De plus, le joueur peut, avec un timing exact, enchainer ces Issen en rappuyant sur la touche d’attaque à chaque fin d’animation. Le héros se téléporte alors vers l’ennemi suivant et lui assène un Issen. La combinaison timing strict et grosse récompense a le mérite de satisfaire le joueur et de le pousser à devenir toujours meilleur à ce jeu-là. Bref, et bien que le jeu soit très court (enfin, il n’est pas plus court que les beat’em up des années 90, mais les cartes mémoires avaient déjà bien commencé à contribuer à l’allongement de la durée de vie des jeux, et on en attendait déjà beaucoup plus, même d’un jeu d’action), on y revenait facilement.

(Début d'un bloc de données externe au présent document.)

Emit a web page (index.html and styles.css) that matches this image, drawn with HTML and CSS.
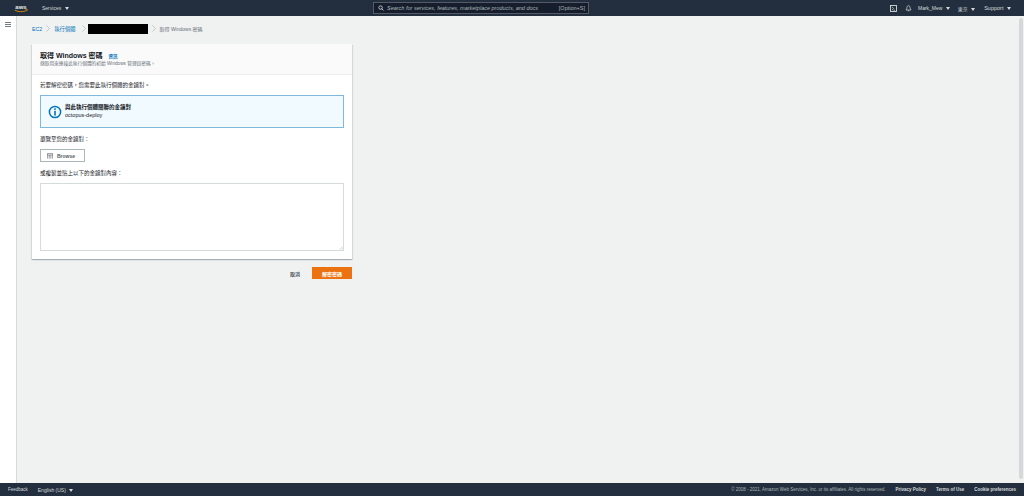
FILE: index.html
```html
<!DOCTYPE html>
<html lang="zh-Hant">
<head>
<meta charset="utf-8">
<title>取得 Windows 密碼</title>
<link rel="stylesheet" href="styles.css">
</head>
<body>
<header class="topnav">
  <svg class="logo" viewBox="0 0 14 10" aria-label="aws">
    <text x="7" y="5.6" class="logo-text">aws</text>
    <path d="M.8 7c3.500 2.200 8.500 2.200 11.800.3" fill="none" stroke="#f90" stroke-width=".8"/>
    <path d="M11.600 6.600l1.700-.2-.5 1.600" fill="none" stroke="#f90" stroke-width=".6"/>
  </svg>
  <span class="nav-item services">Services <i class="caret"></i></span>
  <div class="search">
    <svg class="search-icon" viewBox="0 0 8 8"><circle cx="3.400" cy="3.400" r="2.300" fill="none" stroke="#d5dbdb" stroke-width="1.100"/><path d="M5 5l2.200 2.200" stroke="#d5dbdb" stroke-width="1.200"/></svg>
    <span class="search-text">Search for services, features, marketplace products, and docs</span>
    <span class="search-key">[Option+S]</span>
  </div>
  <div class="nav-right">
    <svg class="nav-icon" viewBox="0 0 7 7"><rect x=".5" y=".5" width="6" height="6" fill="none" stroke="#d5dbdb" stroke-width=".9"/><path d="M2 1.800l1.500 1.700L2 5.200M3.500 5.200h1.600" fill="none" stroke="#d5dbdb" stroke-width=".7"/></svg>
    <svg class="nav-icon bell" viewBox="0 0 7 7"><path d="M3.500.7C2.400.7 2 1.600 2 2.600 2 3.800 1.400 4.200 1 5h5c-.4-.8-1-1.200-1-2.400 0-1-.4-1.900-1.500-1.900z" fill="none" stroke="#d5dbdb" stroke-width=".7"/><path d="M2.800 5.800h1.400" stroke="#d5dbdb" stroke-width=".8"/></svg>
    <span class="nav-item user">Mark_Mew <i class="caret"></i></span>
    <span class="nav-item region">東京 <i class="caret"></i></span>
    <span class="nav-item support">Support <i class="caret"></i></span>
  </div>
</header>
<div class="body-row">
  <aside class="sidebar">
    <svg class="menu" viewBox="0 0 6 5"><path d="M0 .5h6M0 2.500h6M0 4.500h6" stroke="#545b64" stroke-width=".8"/></svg>
  </aside>
  <main class="main">
    <nav class="crumbs">
      <a class="crumb-link">EC2</a>
      <svg class="chev" viewBox="0 0 4 7"><path d="M.5.5l3 3-3 3" fill="none" stroke="#aab7b8" stroke-width=".7"/></svg>
      <a class="crumb-link">執行個體</a>
      <svg class="chev chev-tight" viewBox="0 0 4 7"><path d="M.5.5l3 3-3 3" fill="none" stroke="#aab7b8" stroke-width=".7"/></svg>
      <span class="redacted"></span>
      <svg class="chev" viewBox="0 0 4 7"><path d="M.5.5l3 3-3 3" fill="none" stroke="#aab7b8" stroke-width=".7"/></svg>
      <span class="crumb-current">取得 Windows 密碼</span>
    </nav>
    <section class="card">
      <div class="card-head">
        <div class="title-row"><h1 class="title">取得 Windows 密碼</h1><a class="info">資訊</a></div>
        <p class="subtitle">擷取用來連接此執行個體的初始 Windows 管理員密碼。</p>
      </div>
      <div class="card-body">
        <p class="label">若要解密密碼，您需要此執行個體的金鑰對。</p>
        <div class="alert">
          <svg class="alert-icon" viewBox="0 0 14 14"><circle cx="7" cy="7" r="5.600" fill="none" stroke="#0073bb" stroke-width="1.500"/><rect x="6.200" y="3.300" width="1.600" height="1.600" fill="#0073bb"/><rect x="6.200" y="5.800" width="1.600" height="4.800" fill="#0073bb"/></svg>
          <div class="alert-text">
            <div class="alert-title">與此執行個體關聯的金鑰對</div>
            <div class="alert-value">octopus-deploy</div>
          </div>
        </div>
        <p class="label browse-label">瀏覽至您的金鑰對：</p>
        <button class="browse"><svg class="browse-icon" viewBox="0 0 6 6"><path d="M.4.4h5.200v5.200M.4.4v5.200M.4 2h5.200M2.200 2v3.600M3.800 2v3.600" fill="none" stroke="#545b64" stroke-width=".6"/></svg>Browse</button>
        <p class="label paste-label">或複製並貼上以下的金鑰對內容：</p>
        <div class="keybox-wrap">
          <textarea class="keybox"></textarea>
          <svg class="grip" viewBox="0 0 4 4"><path d="M.5 3.700L3.700.5M2.200 3.700l1.500-1.500" stroke="#aab7b8" stroke-width=".5"/></svg>
        </div>
      </div>
    </section>
    <div class="actions">
      <button class="cancel">取消</button>
      <button class="primary">解密密碼</button>
    </div>
  </main>
  <div class="scrollbar"><span class="thumb"></span></div>
</div>
<footer class="footer">
  <span class="foot-link">Feedback</span>
  <span class="foot-lang">English (US) <i class="caret"></i></span>
  <span class="copyright">© 2008 - 2021, Amazon Web Services, Inc. or its affiliates. All rights reserved.</span>
  <span class="foot-strong">Privacy Policy</span>
  <span class="foot-strong">Terms of Use</span>
  <span class="foot-strong">Cookie preferences</span>
</footer>
</body>
</html>
```
FILE: styles.css
```css
* { box-sizing: border-box; }
html, body { margin: 0; height: 100%; overflow: hidden; }
body {
  display: flex;
  flex-direction: column;
  height: 496px;
  font-family: "Liberation Sans", "Noto Sans CJK TC", sans-serif;
  font-size: 5px;
  color: #16191f;
  background: #f0f1f1;
}
.topnav {
  flex: 0 0 16px;
  display: flex;
  align-items: center;
  background: #232f3e;
  color: #d5dbdb;
  position: relative;
}
.logo { width: 14px; height: 10px; margin-left: 14px; }
.logo-text { font: bold 6px "Liberation Sans", sans-serif; fill: #e8eaea; text-anchor: middle; }
.nav-item { white-space: nowrap; }
.caret {
  display: inline-block;
  width: 0; height: 0;
  margin-left: 2px;
  border-left: 2.5px solid transparent;
  border-right: 2.5px solid transparent;
  border-top: 3px solid #d5dbdb;
  vertical-align: 0;
}
.services { margin-left: 14px; }
.search {
  position: absolute;
  left: 373px;
  top: 2px;
  width: 216px;
  height: 12px;
  display: flex;
  align-items: center;
  background: #161e2d;
  border: 1px solid #545b64;
  color: #aab7b8;
}
.search-icon { width: 6px; height: 6px; margin-left: 4px; }
.search-text { margin-left: 3px; font-style: italic; flex: 1; white-space: nowrap; font-size: 5.500px; }
.search-key { margin-right: 3px; font-size: 5.500px; }
.nav-right { margin-left: auto; display: flex; align-items: center; }
.nav-icon { width: 7px; height: 7px; }
.bell { margin-left: 8px; }
.user { margin-left: 6px; }
.region { margin-left: 8px; }
.support { margin-left: 9px; margin-right: 13px; font-size: 5.500px; }
.body-row { flex: 1; display: flex; min-height: 0; }
.sidebar {
  flex: 0 0 17px;
  background: #fff;
  border-right: 1px solid #d5dbdb;
  padding: 6px 0 0 5px;
}
.menu { display: block; width: 6px; height: 5px; }
.main { flex: 1; padding: 0 0 0 15px; min-width: 0; }
.scrollbar { flex: 0 0 5px; padding-top: 2px; }
.thumb { display: block; width: 4px; height: 461px; background: #d5d8d8; border-radius: 2px; }
.crumbs { display: flex; align-items: center; height: 25px; margin-bottom: 3px; font-size: 5px; }
.crumb-link { color: #0073bb; font-size: 5.300px; }
.crumb-current { color: #687078; }
.chev { width: 4px; height: 7px; margin: 0 4px; }
.chev-tight { margin: 0 2px 0 6px; }
.redacted { width: 60px; height: 10px; background: #000; }
.card {
  width: 320px;
  height: 215px;
  background: #fff;
  box-shadow: 0 1px 1px rgba(0, 28, 36, .18), 1px 1px 1px rgba(0, 28, 36, .08), -1px 1px 1px rgba(0, 28, 36, .08);
}
.card-head {
  height: 31px;
  padding: 7px 8px 0;
  background: #fafafa;
  border-bottom: 1px solid #eaeded;
}
.title-row { display: flex; align-items: baseline; }
.title { margin: 0; font-size: 7px; line-height: 9px; font-weight: 700; }
.info { margin-left: 6px; color: #0073bb; font-size: 4.500px; font-weight: 700; }
.subtitle { margin: 1px 0 0; color: #687078; font-size: 4.700px; line-height: 6px; }
.card-body { padding: 7px 8px 0; }
.label { margin: 0; font-size: 5.500px; line-height: 7px; color: #16191f; }
.alert {
  display: flex;
  align-items: center;
  height: 33px;
  margin-top: 6px;
  padding-left: 7px;
  background: #f1faff;
  border: 1px solid #7fb9dc;
  font-size: 5.500px;
}
.alert-icon { width: 14px; height: 14px; }
.alert-text { margin-left: 3px; line-height: 7px; }
.alert-title { font-weight: 700; }
.alert-value { color: #16191f; margin-top: 1px; }
.browse-label { margin-top: 8px; }
.browse {
  display: flex;
  align-items: center;
  width: 45px;
  height: 13px;
  margin-top: 6px;
  padding: 0 0 0 6px;
  background: #fff;
  border: 1px solid #aab7b8;
  color: #545b64;
  font: 700 5px "Liberation Sans", sans-serif;
}
.browse-icon { width: 6px; height: 6px; margin-right: 4px; }
.paste-label { margin-top: 8px; }
.keybox-wrap { position: relative; margin-top: 6px; }
.keybox {
  display: block;
  width: 304px;
  height: 68px;
  background: #fff;
  border: 1px solid #d5dbdb;
  padding: 0;
  resize: none;
}
.grip { position: absolute; right: 1px; bottom: 1px; width: 4px; height: 4px; }
.actions {
  width: 320px;
  display: flex;
  justify-content: flex-end;
  align-items: center;
  margin-top: 8px;
}
.cancel {
  border: 0;
  background: none;
  color: #545b64;
  font: 700 5px "Liberation Sans", "Noto Sans CJK TC", sans-serif;
  padding: 0;
  margin-right: 12px;
}
.primary {
  width: 40px;
  height: 12px;
  border: 0;
  background: #ec7211;
  color: #fff;
  font: 700 5px "Liberation Sans", "Noto Sans CJK TC", sans-serif;
  padding: 0;
}
.footer {
  flex: 0 0 13px;
  display: flex;
  align-items: center;
  padding: 0 8px;
  background: #232f3e;
  color: #d5dbdb;
  font-size: 4.500px;
}
.foot-lang { margin-left: 10px; font-size: 5px; }
.copyright { margin-left: auto; color: #aab7b8; }
.foot-strong { margin-left: 10px; font-weight: 700; }
```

Onimusha est un succès, et les suites vont se succéder. Mais surtout, il incarne la transformation opérée par le genre pour passer de la 2D à la 3D. On passe ainsi de jeux souvent jouables à plusieurs à des jeux solo, ce qui est principalement lié aux contraintes posées par la caméra pour mettre en scène l’évolution du joueur dans des environnements 3D beaucoup plus complexes que les niveaux à défilement horizontal de ses ancêtres. En général, le nombre de personnages jouables se rétrécit, mais il est contrebalancé par le fait d’avoir accès à plusieurs armes. Les jeux deviennent plus longs et intègrent une vraie dynamique de jeux d’aventure, avec souvent des objets à ramasser, mais aussi et surtout la possibilité de faire évoluer son personnage. Le joueur peut en effet s’acheter des améliorations, à mesure qu’il récolte une sorte de monnaie issue directement de ses victimes. Ces jeux deviennent, de plus, très scénarisés, quand bien même ce scénario est souvent banal. Les cinématiques, dont le but est généralement de mettre en valeur le héros et ses capacités, abondent. Nous voilà presque en face d’un nouveau genre. Le beat’em up est mort. Vive le beat’em up.